A exclusão dos brasileiros mais necessitados das políticas habitacionais do governo Bolsonaro vem sendo denunciada há meses pela Fenae. Conforme alertas feitos pela entidade junto a diferentes órgãos do Executivo federal, esta parcela da população continua sendo a única não beneficiada, por exemplo, pelas pausas no pagamento das prestações da casa própria.
No final de julho, a Fenae enviou ofícios à direção da Caixa e também ao Ministério do Desenvolvimento Regional (MDR) solicitando informações sobre a não inclusão da Faixa 1 do Minha Casa Minha Vida em nova prorrogação da suspensão do pagamento dos financiamentos habitacionais.
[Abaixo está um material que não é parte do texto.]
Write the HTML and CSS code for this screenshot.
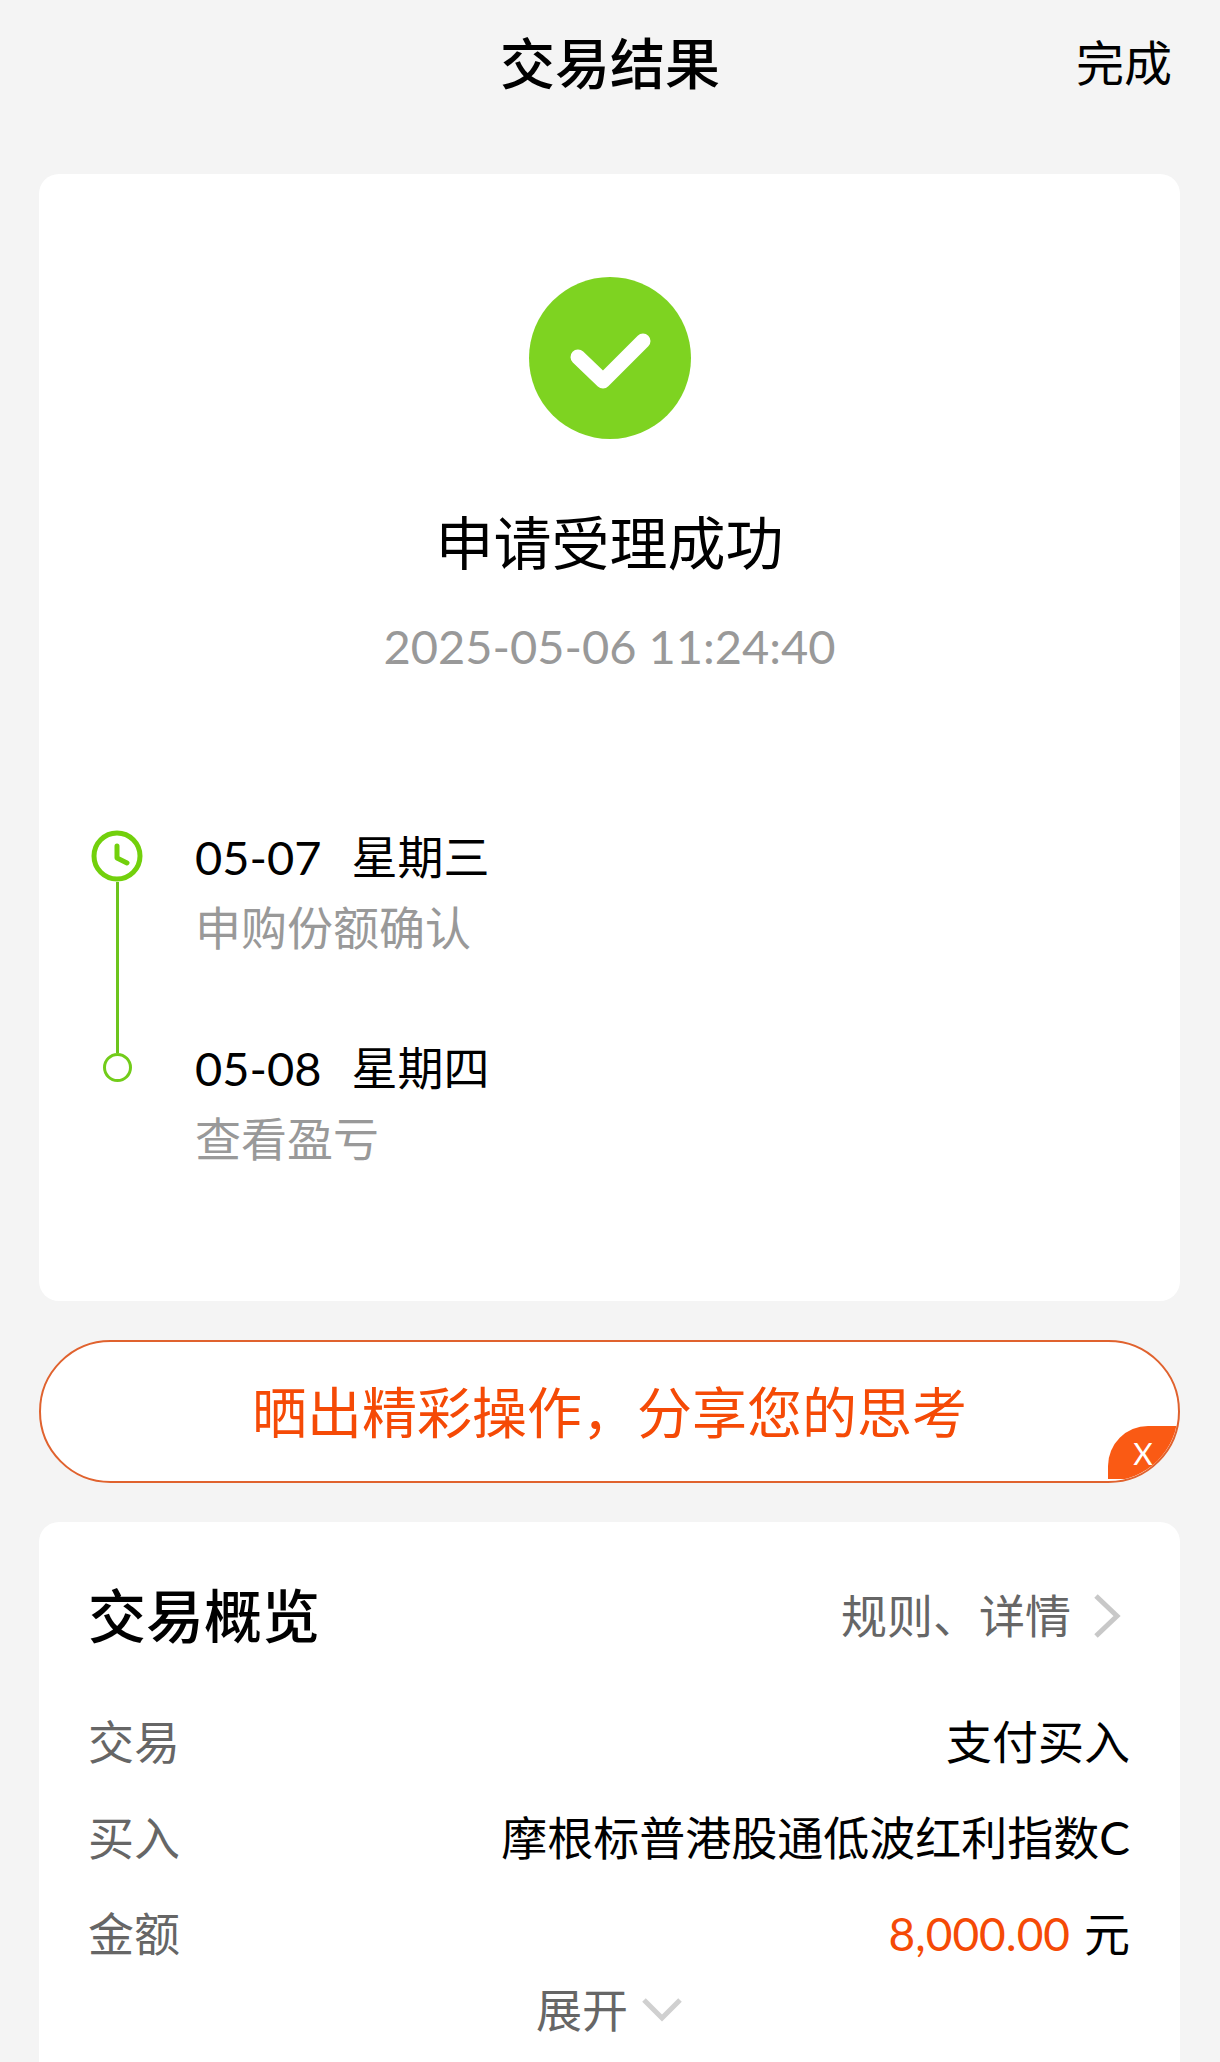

Em maio e julho, o governo concedeu e prorrogou pausas na quitação das prestações — em um total de 180 dias — para todos os mutuários do país, incluindo três faixas do MCMV: 1,5, 2 e 3.
RISCOS — No último mês de agosto, dirigentes do próprio governo alertaram sobre os riscos de sustentabilidade do FGTS por conta dos sucessivos saques de recursos do Fundo.
“É inegável que a capacidade de viabilizar saques extraordinários é limitada. O Fundo não pode continuar reduzindo ativos de forma tão volumosa a cada ano, sob risco de se tornar inviável até mesmo operacionalmente”, afirmou o diretor do Departamento de Gestão de Fundos do Ministério da Economia, Gustavo Tillmann. “O cobertor tem um tamanho. Não dá para atender todas as frentes”, acrescentou.
“É evidente que as pessoas precisam ser assistidas; especialmente, em uma crise econômica como esta que estamos enfrentando. Porém, é preciso preservar o FGTS, que é um patrimônio dos próprios trabalhadores”, pondera o presidente da Fenae, Sérgio Takemoto.